I can confirm it is NEC3, thanks Jon.
This is an area I wrote an article on back in 2013 which you can find in the “guidance/publications” section of my “GMH Planning” website. What I concluded in the article was that NEC3 implies the following, but no where near clear enough and that NEC4 needed to specifically address this to make it more transparent. NEC4 came out and failed to make it transparent, until that is they brought out “NEC4 ECC practice note 1” which you can again download from the “guidance/downloads”. I have it on good authority the NEC4 contracts will be amended this year to reflect specifically the principles of the guidance note. In the meantime, the principles I suggest you should apply equally to NEC3 as that is what they always intended. The guidance note is a clarification of intent rather than a new rule. Process should be as follows:
- new CE has been notified
- take the last Accepted Programme at the point it was notified as a CE or instructed by the PM (if it is a change to Works Information)

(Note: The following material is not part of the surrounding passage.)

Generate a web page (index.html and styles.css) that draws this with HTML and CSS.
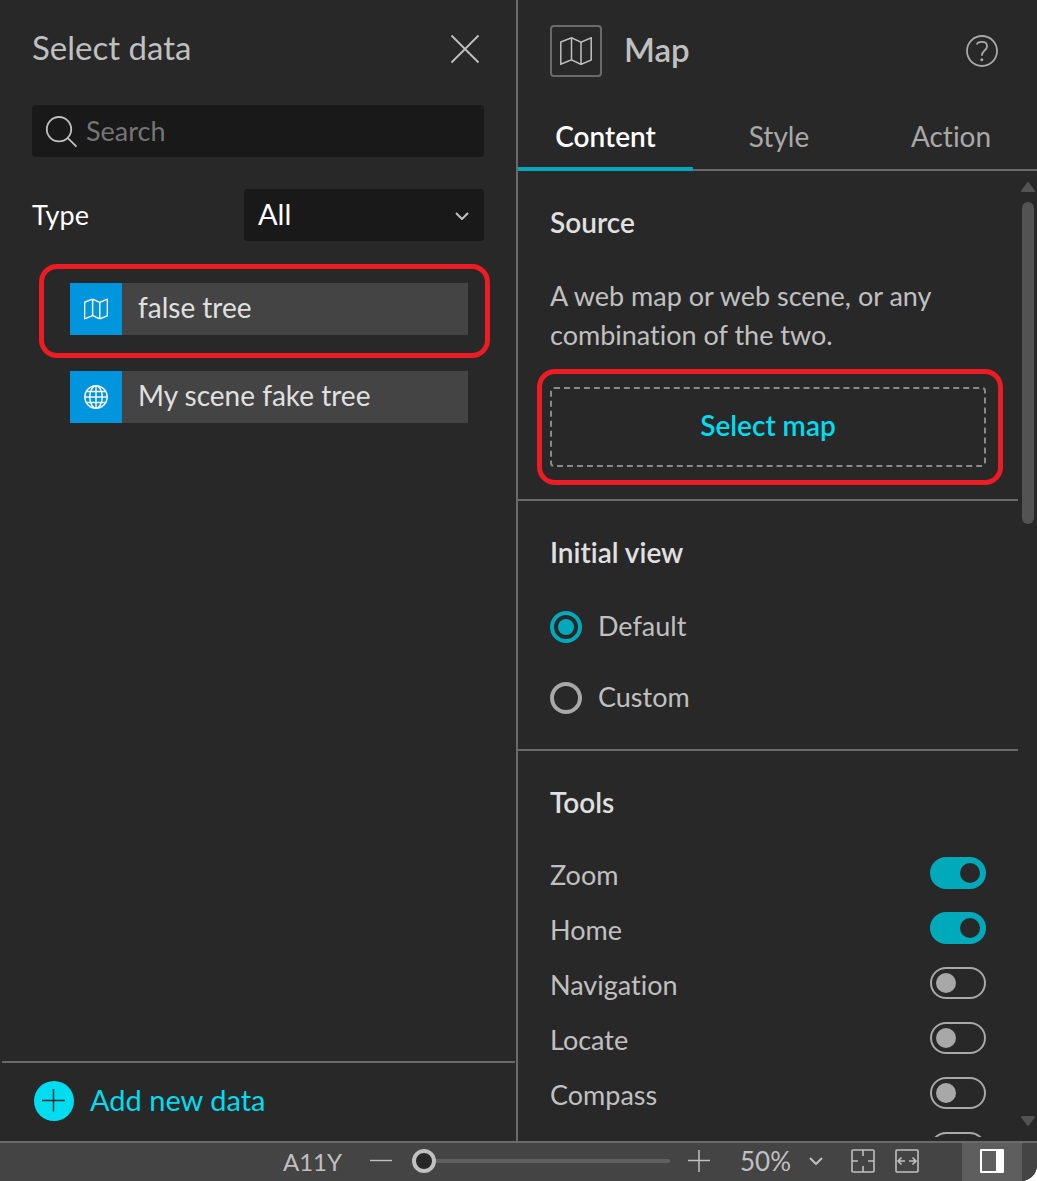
FILE: index.html
```html
<!DOCTYPE html>
<html lang="en">
<head>
<meta charset="utf-8">
<title>Map settings</title>
<meta name="viewport" content="width=device-width, initial-scale=1">
<link rel="stylesheet" href="styles.css">
</head>
<body>
<svg class="sprite" aria-hidden="true">
  <symbol id="icon-map" viewBox="0 0 32 28">
    <path d="M.8 5 11.5.8 21 5.2 31.2.8V23L21 27.4 11.5 22.8.8 27.2ZM11.5.8v22M21 5.2v22.2" fill="none" stroke="currentColor"/>
  </symbol>
</svg>
<div class="app">
  <main class="workspace">
    <section class="data-panel" aria-labelledby="data-title">
      <header class="data-header">
        <h1 class="title title-light" id="data-title">Select data</h1>
        <button class="icon-button" type="button" aria-label="Close">
          <svg width="30" height="30" viewBox="0 0 30 30"><path d="M1.500 1.500 28.500 28.500M28.500 1.500 1.500 28.500" fill="none" stroke="currentColor" stroke-width="1.800"/></svg>
        </button>
      </header>
      <div class="data-body">
        <label class="search">
          <svg width="34" height="34" viewBox="0 0 34 34"><path d="M15 3a12.200 12.200 0 1 0 0 24.400a12.200 12.200 0 1 0 0-24.400ZM23.600 23.800 32.500 32.700" fill="none" stroke="currentColor" stroke-width="1.800"/></svg>
          <input class="search-input" type="search" placeholder="Search" aria-label="Search">
        </label>
        <div class="type-row">
          <label class="type-label" for="type">Type</label>
          <div class="select-box">
            <select class="select" id="type"><option>All</option></select>
            <svg class="select-arrow" width="14" height="8" viewBox="0 0 14 8"><path d="M1 1l6 6 6-6" fill="none" stroke="currentColor" stroke-width="2"/></svg>
          </div>
        </div>
        <ul class="data-list">
          <li class="data-row data-row-marked">
            <button class="data-item" type="button">
              <span class="data-icon"><svg width="24" height="22" viewBox="0 0 32 28" stroke-width="2"><use href="#icon-map"/></svg></span>
              <span class="data-name">false tree</span>
            </button>
          </li>
          <li class="data-row">
            <button class="data-item" type="button">
              <span class="data-icon"><svg width="24" height="24" viewBox="0 0 24 24"><g fill="none" stroke="currentColor" stroke-width="1.500"><circle cx="12" cy="12" r="11.200"/><ellipse cx="12" cy="12" rx="6.200" ry="11.200"/><path d="M12 1v22M1 12h22M3 6.500h18M3 17.500h18"/></g></svg></span>
              <span class="data-name">My scene fake tree</span>
            </button>
          </li>
        </ul>
      </div>
      <footer class="data-footer">
        <button class="add-button" type="button">
          <svg width="40" height="40" viewBox="0 0 40 40"><circle cx="20" cy="20" r="20" fill="#00dcf0"/><path d="M8 19.500h23M19.500 8v22.500" stroke="#282828" stroke-width="1.400"/></svg>
          <span class="add-text">Add new data</span>
        </button>
      </footer>
    </section>

    <section class="map-panel" aria-labelledby="map-title">
      <header class="map-header">
        <span class="map-icon"><svg width="34" height="30" viewBox="-1 -1 34 30" stroke-width="1.500"><use href="#icon-map" width="32" height="28"/></svg></span>
        <h2 class="title" id="map-title">Map</h2>
        <button class="icon-button help-button" type="button" aria-label="Help">
          <svg width="32" height="32" viewBox="0 0 32 32" fill="none" stroke="currentColor"><circle cx="16" cy="16" r="15" stroke-width="1.800"/><path d="M11 9.500C11.300 7.900 13.200 6.900 15.900 6.900c3 0 5.200 1.700 5.200 4.300 0 2.200-1.300 3.300-2.800 4.600-1.600 1.400-2.400 2.200-2.400 5" stroke-width="1.800"/><circle cx="15.800" cy="24.800" r="1.500" fill="currentColor" stroke="none"/></svg>
        </button>
      </header>
      <nav class="tabs" role="tablist">
        <button class="tab tab-active" type="button" role="tab" aria-selected="true">Content</button>
        <button class="tab" type="button" role="tab" aria-selected="false">Style</button>
        <button class="tab" type="button" role="tab" aria-selected="false">Action</button>
      </nav>
      <div class="scroll-area">
        <div class="settings">
          <section class="group">
            <h3 class="group-title">Source</h3>
            <p class="hint">A web map or web scene, or any combination of the two.</p>
            <button class="map-button" type="button">Select map</button>
          </section>
          <section class="group">
            <h3 class="group-title">Initial view</h3>
            <div class="radio-list">
              <label class="radio-row"><input class="radio" type="radio" name="view" checked><span class="radio-name">Default</span></label>
              <label class="radio-row"><input class="radio" type="radio" name="view"><span class="radio-name">Custom</span></label>
            </div>
          </section>
          <section class="group">
            <h3 class="group-title">Tools</h3>
            <div class="tool-list">
              <label class="tool"><span class="tool-name">Zoom</span><input class="switch" type="checkbox" role="switch" checked></label>
              <label class="tool"><span class="tool-name">Home</span><input class="switch" type="checkbox" role="switch" checked></label>
              <label class="tool"><span class="tool-name">Navigation</span><input class="switch" type="checkbox" role="switch"></label>
              <label class="tool"><span class="tool-name">Locate</span><input class="switch" type="checkbox" role="switch"></label>
              <label class="tool"><span class="tool-name">Compass</span><input class="switch" type="checkbox" role="switch"></label>
              <label class="tool"><input class="switch" type="checkbox" role="switch" aria-label="Additional tool"></label>
            </div>
          </section>
        </div>
        <div class="scrollbar" aria-hidden="true">
          <svg width="14" height="10" viewBox="0 0 14 10"><path d="M7 1 13 9H1Z" fill="currentColor" stroke="currentColor" stroke-width="2" stroke-linejoin="round"/></svg>
          <div class="scroll-track"><div class="scroll-thumb"></div></div>
          <svg width="14" height="10" viewBox="0 0 14 10"><path d="M7 9 13 1H1Z" fill="currentColor" stroke="currentColor" stroke-width="2" stroke-linejoin="round"/></svg>
        </div>
      </div>
    </section>
  </main>

  <footer class="status-bar">
    <button class="text-button" type="button">A11Y</button>
    <button class="icon-button zoom-out" type="button" aria-label="Zoom out">
      <svg width="22" height="22" viewBox="0 0 22 22"><path d="M0 10.500h22" stroke="currentColor" stroke-width="1.400"/></svg>
    </button>
    <input class="zoom-slider" type="range" min="0" max="100" value="0" aria-label="Zoom level">
    <button class="icon-button zoom-in" type="button" aria-label="Zoom in">
      <svg width="22" height="22" viewBox="0 0 22 22"><path d="M0 10.500h22M11 0v22" stroke="currentColor" stroke-width="1.500"/></svg>
    </button>
    <button class="zoom-value" type="button">50%
      <svg width="14" height="8" viewBox="0 0 14 8"><path d="M1 1l6 6 6-6" fill="none" stroke="currentColor" stroke-width="2"/></svg>
    </button>
    <button class="icon-button fit-page" type="button" aria-label="Fit page">
      <svg width="24" height="24" viewBox="0 0 24 24" fill="none" stroke="currentColor" stroke-width="1.600"><rect x="1" y="1" width="22" height="22" rx="1"/><path d="M12 1v6M12 17v6M1 12h6M17 12h6"/></svg>
    </button>
    <button class="icon-button fit-width" type="button" aria-label="Fit width">
      <svg width="24" height="24" viewBox="0 0 24 24" fill="none" stroke="currentColor" stroke-width="1.600"><rect x="1" y="1" width="22" height="22" rx="1"/><path d="M3.500 12H10M14 12h6.500M6.500 8.500 3 12l3.500 3.500M17.500 8.500 21 12l-3.500 3.500"/></svg>
    </button>
    <button class="panel-toggle" type="button" aria-label="Toggle panel" aria-pressed="true">
      <svg width="24" height="24" viewBox="0 0 24 24"><path d="M1 1h22v22H1Z" fill="none" stroke="#fff" stroke-width="2" stroke-linejoin="round"/><path d="M16 1h7v22h-7Z" fill="#fff"/></svg>
    </button>
  </footer>
</div>
</body>
</html>
```
FILE: styles.css
```css
:root {
  --bg: #282828;
  --bar: #444;
  --field: #191919;
  --line: #6a6a6a;
  --muted: #a8a8a8;
  --text: #c0c0c0;
  --teal: #00aabb;
  --cyan: #00dcf0;
  --mark: #ed1c24;
}

* {
  box-sizing: border-box;
}

body {
  margin: 0;
  background: #fff;
  color: var(--text);
  font: 27px/39px Lato, "Open Sans", sans-serif;
  font-variant-ligatures: none;
}

h1, h2, h3, p, ul {
  margin: 0;
  padding: 0;
}

button, input, select {
  margin: 0;
  font: inherit;
  font-variant-ligatures: none;
  color: inherit;
}

button {
  padding: 0;
  border: 0;
  background: none;
  cursor: pointer;
}

svg {
  display: block;
  flex: none;
}

.sprite {
  position: absolute;
  width: 0;
  height: 0;
}

.app {
  display: flex;
  flex-direction: column;
  height: 100vh;
  overflow: hidden;
  background: var(--bg);
  border-bottom-right-radius: 16px;
}

.workspace {
  display: grid;
  grid-template-columns: minmax(0, 518fr) minmax(0, 519fr);
  grid-template-rows: minmax(0, 1fr);
  flex: 1;
  min-height: 0;
}

.title {
  padding-bottom: 4px;
  font-size: 33px;
  line-height: 40px;
  font-weight: 600;
}

.title-light {
  font-weight: 400;
}

/* Data panel */
.data-panel {
  display: flex;
  flex-direction: column;
  border-right: 2px solid var(--line);
}

.data-header {
  display: flex;
  align-items: center;
  justify-content: space-between;
  padding: 27px 36px 34px 32px;
}

.data-body {
  flex: 1;
  padding: 0 32px;
}

.search {
  display: flex;
  align-items: center;
  gap: 8px;
  height: 52px;
  padding: 0 12px;
  border-radius: 4px;
  background: var(--field);
}

.search-input {
  flex: 1;
  min-width: 0;
  padding: 0 0 2px;
  border: 0;
  outline: 0;
  background: none;
}

.search-input::placeholder {
  color: #757575;
  opacity: 1;
}

.type-row {
  display: flex;
  align-items: center;
  justify-content: space-between;
  margin-top: 32px;
  color: #fff;
}

.type-label {
  padding-bottom: 2px;
}

.select-box {
  position: relative;
  width: 240px;
}

.select {
  display: block;
  width: 100%;
  height: 52px;
  padding: 0 40px 4px 14px;
  border: 0;
  border-radius: 4px;
  background: var(--field);
  font-size: 29px;
  appearance: none;
}

.select-arrow {
  position: absolute;
  top: 23px;
  right: 15px;
  color: var(--text);
  pointer-events: none;
}

.data-list {
  display: grid;
  gap: 36px;
  margin: 42px 16px 0 38px;
  list-style: none;
}

.data-row {
  position: relative;
}

.data-row-marked::after {
  content: "";
  position: absolute;
  inset: -19px -22px -23px -31px;
  border: 5px solid var(--mark);
  border-radius: 18px;
  pointer-events: none;
}

.data-item {
  display: flex;
  width: 100%;
  height: 52px;
  background: var(--bar);
  color: #e0e0e0;
  font-size: 28px;
  text-align: left;
}

.data-icon {
  display: grid;
  place-items: center;
  width: 52px;
  height: 52px;
  background: #0095dd;
  color: #f4f4f4;
}

.data-name {
  padding: 5px 16px;
}

.data-footer {
  margin: 0 1px 0 2px;
  padding: 18px 32px 20px;
  border-top: 2px solid var(--line);
}

.add-button {
  display: flex;
  align-items: center;
  gap: 16px;
  height: 40px;
  color: var(--cyan);
  font-size: 29px;
}

.add-text {
  padding-bottom: 4px;
}

/* Map panel */
.map-panel {
  display: flex;
  flex-direction: column;
  min-height: 0;
}

.map-header {
  display: flex;
  align-items: center;
  gap: 22px;
  padding: 25px 39px 26px 32px;
}

.map-icon {
  display: grid;
  place-items: center;
  width: 52px;
  height: 52px;
  border: 2px solid var(--line);
  border-radius: 4px;
}

.help-button {
  margin-left: auto;
  color: var(--muted);
}

.tabs {
  display: grid;
  grid-template-columns: 175fr 172fr 172fr;
  height: 68px;
  box-shadow: inset 0 -2px var(--line);
}

.tab {
  padding-top: 2px;
  border-bottom: 4px solid transparent;
  color: var(--muted);
  font-size: 28px;
}

.tab-active {
  border-color: var(--teal);
  color: #fff;
  font-weight: 600;
}

.scroll-area {
  display: flex;
  flex: 1;
  min-height: 0;
  padding-bottom: 4px;
}

.settings {
  flex: 1;
  overflow: hidden;
}

.group {
  padding: 31px 32px 32px;
  border-bottom: 2px solid var(--line);
}

.group-title {
  color: #e0e0e0;
  font-size: 28px;
  line-height: 40px;
  font-weight: 600;
}

.hint {
  margin-top: 34px;
}

.map-button {
  position: relative;
  display: block;
  width: 100%;
  height: 80px;
  margin-top: 33px;
  padding-bottom: 4px;
  border: 2px dashed #8a8a8a;
  border-radius: 4px;
  color: var(--cyan);
  font-size: 28px;
  font-weight: 600;
}

.map-button::after {
  content: "";
  position: absolute;
  inset: -20px -19px -20px -15px;
  border: 5px solid var(--mark);
  border-radius: 18px;
  pointer-events: none;
}

.radio-list {
  display: grid;
  gap: 33px;
  margin-top: 36px;
}

.radio-row {
  display: flex;
  align-items: center;
  gap: 16px;
  height: 38px;
}

.radio {
  width: 32px;
  height: 32px;
  border: 4px solid var(--muted);
  border-radius: 50%;
  appearance: none;
}

.radio:checked {
  padding: 4px;
  border-color: var(--teal);
  background: var(--teal) content-box;
}

.radio-name {
  padding-bottom: 4px;
}

.tool-list {
  display: grid;
  gap: 23px;
  margin-top: 35px;
}

.tool {
  display: flex;
  align-items: center;
  height: 32px;
}

.tool-name {
  padding-top: 3px;
}

.switch {
  display: flex;
  align-items: center;
  width: 56px;
  height: 32px;
  margin-left: auto;
  padding: 0 4px;
  border: 2px solid var(--muted);
  border-radius: 16px;
  appearance: none;
}

.switch::before {
  content: "";
  width: 20px;
  height: 20px;
  border-radius: 50%;
  background: var(--muted);
}

.switch:checked {
  justify-content: flex-end;
  border-color: var(--teal);
  background: var(--teal);
}

.switch:checked::before {
  background: var(--bg);
}

.scrollbar {
  display: flex;
  flex-direction: column;
  align-items: center;
  gap: 10px;
  width: 19px;
  padding: 11px 0 11px 1px;
  color: #535353;
}

.scroll-track {
  display: flex;
  flex-direction: column;
  flex: 1;
  width: 12px;
}

.scroll-track::after {
  content: "";
  flex: 582;
}

.scroll-thumb {
  flex: 322;
  border-radius: 6px;
  background: #535353;
}

/* Status bar */
.status-bar {
  display: flex;
  align-items: center;
  justify-content: flex-end;
  height: 40px;
  padding: 0 15px 2px 0;
  border-top: 2px solid var(--line);
  background: var(--bar);
}

.text-button {
  font-size: 24px;
}

.zoom-out {
  margin-left: 28px;
}

.zoom-slider {
  flex: 0 1 258px;
  min-width: 60px;
  height: 24px;
  margin-left: 20px;
  background: none;
  appearance: none;
}

.zoom-slider::-webkit-slider-runnable-track {
  height: 4px;
  border-radius: 2px;
  background: #606060;
}

.zoom-slider::-webkit-slider-thumb {
  width: 24px;
  height: 24px;
  margin-top: -10px;
  border: 4px solid var(--text);
  border-radius: 50%;
  background: var(--bg);
  appearance: none;
}

.zoom-in {
  margin-left: 18px;
}

.zoom-value {
  display: flex;
  align-items: center;
  gap: 18px;
  margin-left: 30px;
  font-size: 26px;
}

.fit-page {
  margin-left: 28px;
}

.fit-width {
  margin-left: 20px;
}

.panel-toggle {
  display: grid;
  place-items: center;
  width: 60px;
  height: 38px;
  margin: 0 0 -2px 43px;
  padding-bottom: 2px;
  background: #5e5e5e;
}
```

- update it with progress and other CE’s that have already occurred, and reschedule to see where you were in terms of planned Completion before the CE had occurred.
- save that programme as an interim baseline, and then feed in the new CE, logic link it accordingly and reschedule the programme again. If planned Completion moves this time, that is the effect directly due to that compensation event. You can run a filter on anything that has changed compared to the baseline you stored and that can be the programme that can go with that quotation.
- repeat process for any other CE’s that occur that period.
In terms of your question - I guess you did not know you were doing that extra work until you had been instructed, so it should be that programme at the time of the instruction you would be basing this assessment on.
Glenn’s recommendations have been an ‘adopted standard’ for programme assessment over the past few years and works very well in practice.
For an understanding of the proposed changes to clause 63.5 of the ECC, have a look at clause 63.5 of the NEC4 Alliance contract.
Glenn,
If you are looking back at the diving date for a CE and several programmes have been submitted and accepted since. Presumably the contractor is required to put the impact into all the programmes up to the current accepted programme?